Go through the material and write it all out exactly, minus the pictures.

# start of Supplied information

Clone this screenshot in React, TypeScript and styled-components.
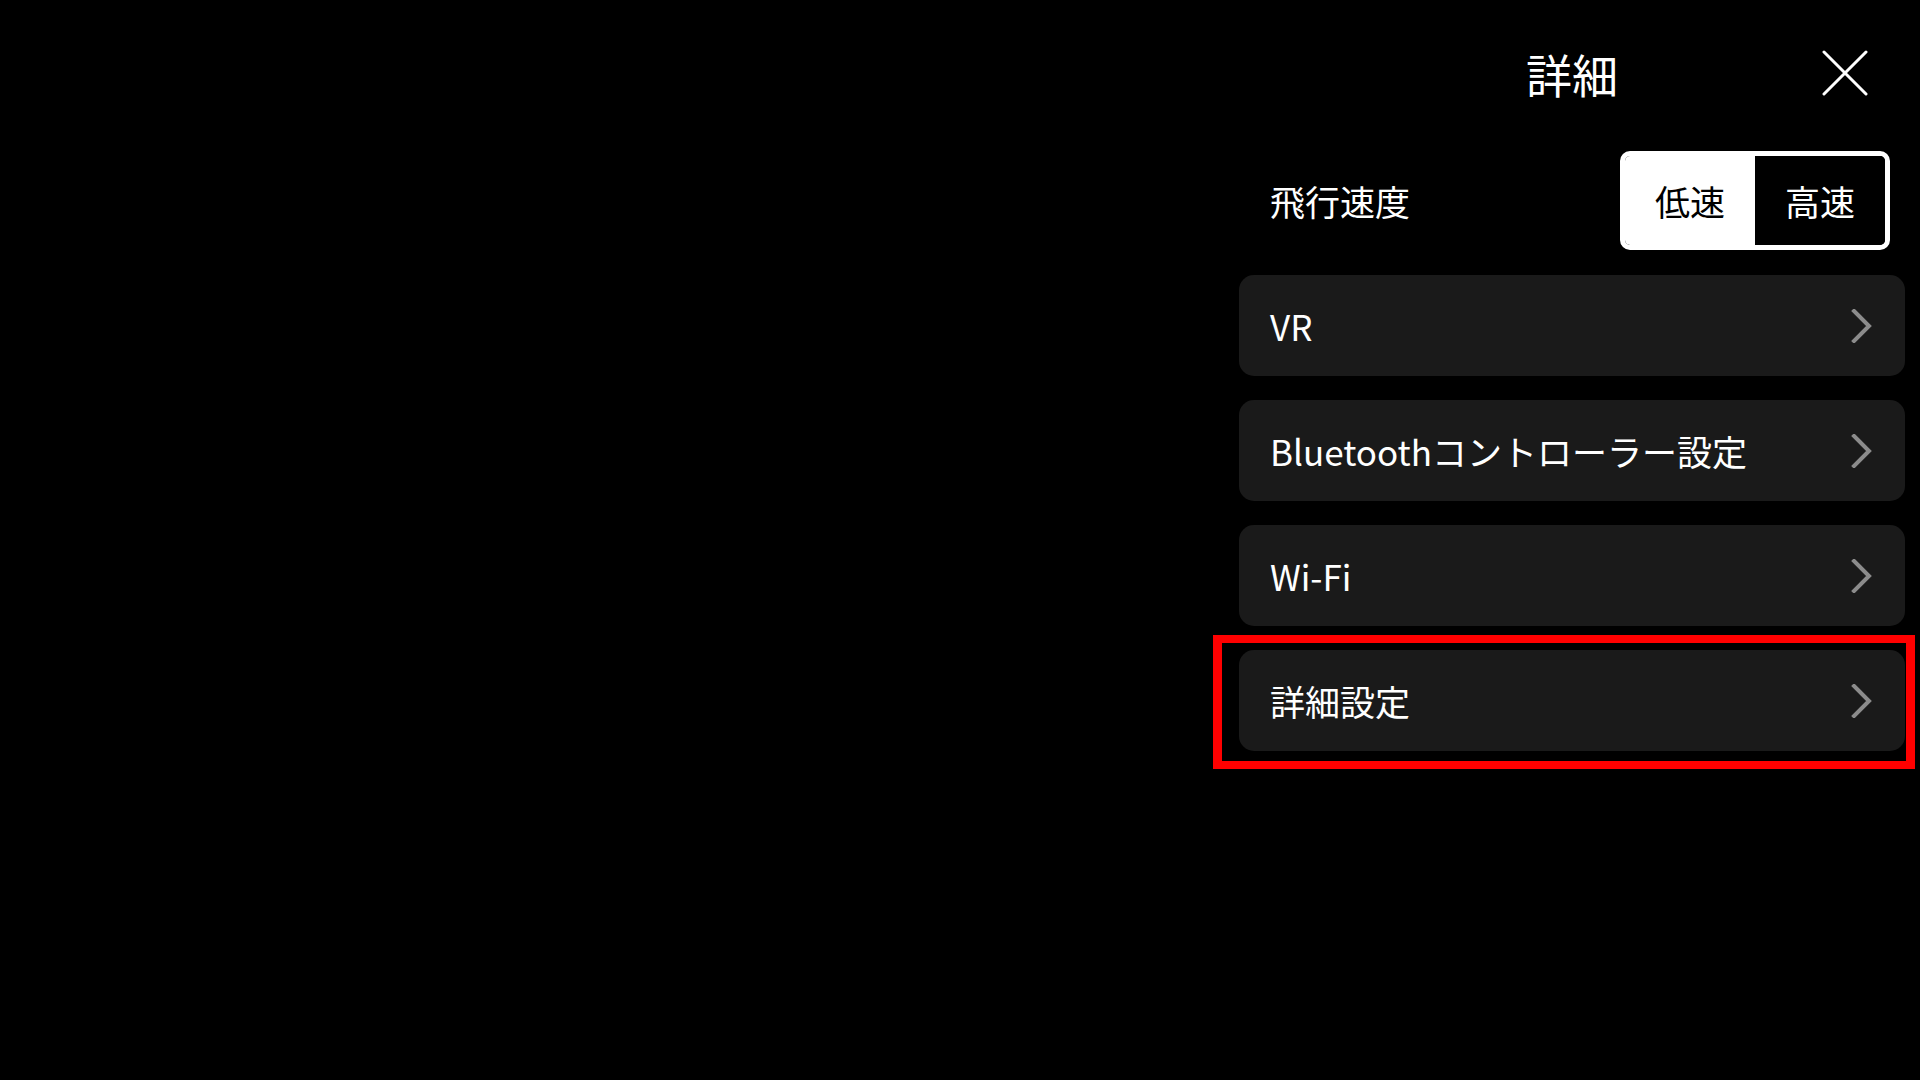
import React, { useState } from "react";
import styled, { createGlobalStyle } from "styled-components";

const GlobalStyle = createGlobalStyle`
  html, body {
    margin: 0;
    padding: 0;
    background: #000;
    width: 100%;
    height: 100%;
  }
  #root {
    height: 100%;
  }
  * { box-sizing: border-box; }
`;

const Screen = styled.div`
  width: 1920px;
  height: 1080px;
  background: #000;
  display: flex;
  justify-content: flex-end;
  font-family: "Noto Sans CJK JP", "Noto Sans", sans-serif;
  color: #fff;
  overflow: hidden;
`;

const Panel = styled.div`
  width: 666px;
  margin-right: 15px;
  padding-top: 33px;
  display: flex;
  flex-direction: column;
`;

const Header = styled.div`
  height: 80px;
  display: grid;
  grid-template-columns: 1fr auto 1fr;
  align-items: center;
`;

const Title = styled.h1`
  grid-column: 2;
  margin: 0;
  font-size: 46px;
  font-weight: 400;
  line-height: 1;
  letter-spacing: 0;
`;

const CloseButton = styled.button`
  grid-column: 3;
  justify-self: end;
  margin-right: 20px;
  width: 80px;
  height: 80px;
  padding: 0;
  border: none;
  background: transparent;
  display: flex;
  align-items: center;
  justify-content: center;
  cursor: pointer;
`;

const SpeedRow = styled.div`
  margin-top: 38px;
  height: 99px;
  padding: 0 15px 0 31px;
  display: flex;
  align-items: center;
  justify-content: space-between;
`;

const Label = styled.span`
  font-size: 35px;
  font-weight: 400;
  line-height: 1;
  color: #fff;
`;

const Segmented = styled.div`
  width: 270px;
  height: 99px;
  border: 5px solid #fff;
  border-radius: 10px;
  display: grid;
  grid-template-columns: 130px 1fr;
  overflow: hidden;
  background: #000;
`;

const Segment = styled.button<{ $active: boolean }>`
  border: none;
  margin: 0;
  padding: 0;
  background: ${(p) => (p.$active ? "#fff" : "#000")};
  color: ${(p) => (p.$active ? "#000" : "#fff")};
  font-family: "Noto Sans CJK JP", "Noto Sans", sans-serif;
  font-size: 35px;
  line-height: 1;
  display: flex;
  align-items: center;
  justify-content: center;
  cursor: pointer;
`;

const List = styled.div`
  margin-top: 25px;
  display: flex;
  flex-direction: column;
  gap: 24px;
`;

const ItemWrap = styled.div`
  position: relative;
`;

const Item = styled.button`
  width: 100%;
  height: 101px;
  border: none;
  border-radius: 15px;
  background: #1a1a1a;
  color: #fff;
  padding: 0 32px 0 31px;
  display: flex;
  align-items: center;
  justify-content: space-between;
  font-family: "Noto Sans CJK JP", "Noto Sans", sans-serif;
  font-size: 35px;
  line-height: 1;
  cursor: pointer;
  text-align: left;
`;

const Highlight = styled.div`
  position: absolute;
  left: -26px;
  right: -10px;
  top: -15px;
  bottom: -18px;
  border: 8px solid #ff0000;
  border-left-width: 9px;
  border-right-width: 9px;
  pointer-events: none;
`;

const Chevron = () => (
  <svg width="22" height="34" viewBox="0 0 22 34" fill="none">
    <path d="M3 2 L18 17 L3 32" stroke="#8c8c8c" strokeWidth="4" strokeLinecap="square" strokeLinejoin="miter" />
  </svg>
);

const CloseIcon = () => (
  <svg width="46" height="46" viewBox="0 0 46 46" fill="none">
    <path d="M2 2 L44 44 M44 2 L2 44" stroke="#fff" strokeWidth="3" strokeLinecap="round" />
  </svg>
);

const items = [
  { label: "VR", highlighted: false },
  { label: "Bluetoothコントローラー設定", highlighted: false },
  { label: "Wi-Fi", highlighted: false },
  { label: "詳細設定", highlighted: true },
];

export default function App() {
  const [speed, setSpeed] = useState<"low" | "high">("low");
  return (
    <>
      <GlobalStyle />
      <Screen>
        <Panel>
          <Header>
            <Title>詳細</Title>
            <CloseButton aria-label="close">
              <CloseIcon />
            </CloseButton>
          </Header>
          <SpeedRow>
            <Label>飛行速度</Label>
            <Segmented>
              <Segment $active={speed === "low"} onClick={() => setSpeed("low")}>
                低速
              </Segment>
              <Segment $active={speed === "high"} onClick={() => setSpeed("high")}>
                高速
              </Segment>
            </Segmented>
          </SpeedRow>
          <List>
            {items.map((it) => (
              <ItemWrap key={it.label}>
                <Item>
                  <span>{it.label}</span>
                  <Chevron />
                </Item>
                {it.highlighted && <Highlight />}
              </ItemWrap>
            ))}
          </List>
        </Panel>
      </Screen>
    </>
  );
}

# end of Supplied information

## Correct result
Clone this screenshot in React, TypeScript and styled-components.
import React, { useState } from "react";
import styled, { createGlobalStyle } from "styled-components";

const GlobalStyle = createGlobalStyle`
  html, body {
    margin: 0;
    padding: 0;
    background: #000;
    width: 100%;
    height: 100%;
  }
  #root {
    height: 100%;
  }
  * { box-sizing: border-box; }
`;

const Screen = styled.div`
  width: 1920px;
  height: 1080px;
  background: #000;
  display: flex;
  justify-content: flex-end;
  font-family: "Noto Sans CJK JP", "Noto Sans", sans-serif;
  color: #fff;
  overflow: hidden;
`;

const Panel = styled.div`
  width: 666px;
  margin-right: 15px;
  padding-top: 33px;
  display: flex;
  flex-direction: column;
`;

const Header = styled.div`
  height: 80px;
  display: grid;
  grid-template-columns: 1fr auto 1fr;
  align-items: center;
`;

const Title = styled.h1`
  grid-column: 2;
  margin: 0;
  font-size: 46px;
  font-weight: 400;
  line-height: 1;
  letter-spacing: 0;
`;

const CloseButton = styled.button`
  grid-column: 3;
  justify-self: end;
  margin-right: 20px;
  width: 80px;
  height: 80px;
  padding: 0;
  border: none;
  background: transparent;
  display: flex;
  align-items: center;
  justify-content: center;
  cursor: pointer;
`;

const SpeedRow = styled.div`
  margin-top: 38px;
  height: 99px;
  padding: 0 15px 0 31px;
  display: flex;
  align-items: center;
  justify-content: space-between;
`;

const Label = styled.span`
  font-size: 35px;
  font-weight: 400;
  line-height: 1;
  color: #fff;
`;

const Segmented = styled.div`
  width: 270px;
  height: 99px;
  border: 5px solid #fff;
  border-radius: 10px;
  display: grid;
  grid-template-columns: 130px 1fr;
  overflow: hidden;
  background: #000;
`;

const Segment = styled.button<{ $active: boolean }>`
  border: none;
  margin: 0;
  padding: 0;
  background: ${(p) => (p.$active ? "#fff" : "#000")};
  color: ${(p) => (p.$active ? "#000" : "#fff")};
  font-family: "Noto Sans CJK JP", "Noto Sans", sans-serif;
  font-size: 35px;
  line-height: 1;
  display: flex;
  align-items: center;
  justify-content: center;
  cursor: pointer;
`;

const List = styled.div`
  margin-top: 25px;
  display: flex;
  flex-direction: column;
  gap: 24px;
`;

const ItemWrap = styled.div`
  position: relative;
`;

const Item = styled.button`
  width: 100%;
  height: 101px;
  border: none;
  border-radius: 15px;
  background: #1a1a1a;
  color: #fff;
  padding: 0 32px 0 31px;
  display: flex;
  align-items: center;
  justify-content: space-between;
  font-family: "Noto Sans CJK JP", "Noto Sans", sans-serif;
  font-size: 35px;
  line-height: 1;
  cursor: pointer;
  text-align: left;
`;

const Highlight = styled.div`
  position: absolute;
  left: -26px;
  right: -10px;
  top: -15px;
  bottom: -18px;
  border: 8px solid #ff0000;
  border-left-width: 9px;
  border-right-width: 9px;
  pointer-events: none;
`;

const Chevron = () => (
  <svg width="22" height="34" viewBox="0 0 22 34" fill="none">
    <path d="M3 2 L18 17 L3 32" stroke="#8c8c8c" strokeWidth="4" strokeLinecap="square" strokeLinejoin="miter" />
  </svg>
);

const CloseIcon = () => (
  <svg width="46" height="46" viewBox="0 0 46 46" fill="none">
    <path d="M2 2 L44 44 M44 2 L2 44" stroke="#fff" strokeWidth="3" strokeLinecap="round" />
  </svg>
);

const items = [
  { label: "VR", highlighted: false },
  { label: "Bluetoothコントローラー設定", highlighted: false },
  { label: "Wi-Fi", highlighted: false },
  { label: "詳細設定", highlighted: true },
];

export default function App() {
  const [speed, setSpeed] = useState<"low" | "high">("low");
  return (
    <>
      <GlobalStyle />
      <Screen>
        <Panel>
          <Header>
            <Title>詳細</Title>
            <CloseButton aria-label="close">
              <CloseIcon />
            </CloseButton>
          </Header>
          <SpeedRow>
            <Label>飛行速度</Label>
            <Segmented>
              <Segment $active={speed === "low"} onClick={() => setSpeed("low")}>
                低速
              </Segment>
              <Segment $active={speed === "high"} onClick={() => setSpeed("high")}>
                高速
              </Segment>
            </Segmented>
          </SpeedRow>
          <List>
            {items.map((it) => (
              <ItemWrap key={it.label}>
                <Item>
                  <span>{it.label}</span>
                  <Chevron />
                </Item>
                {it.highlighted && <Highlight />}
              </ItemWrap>
            ))}
          </List>
        </Panel>
      </Screen>
    </>
  );
}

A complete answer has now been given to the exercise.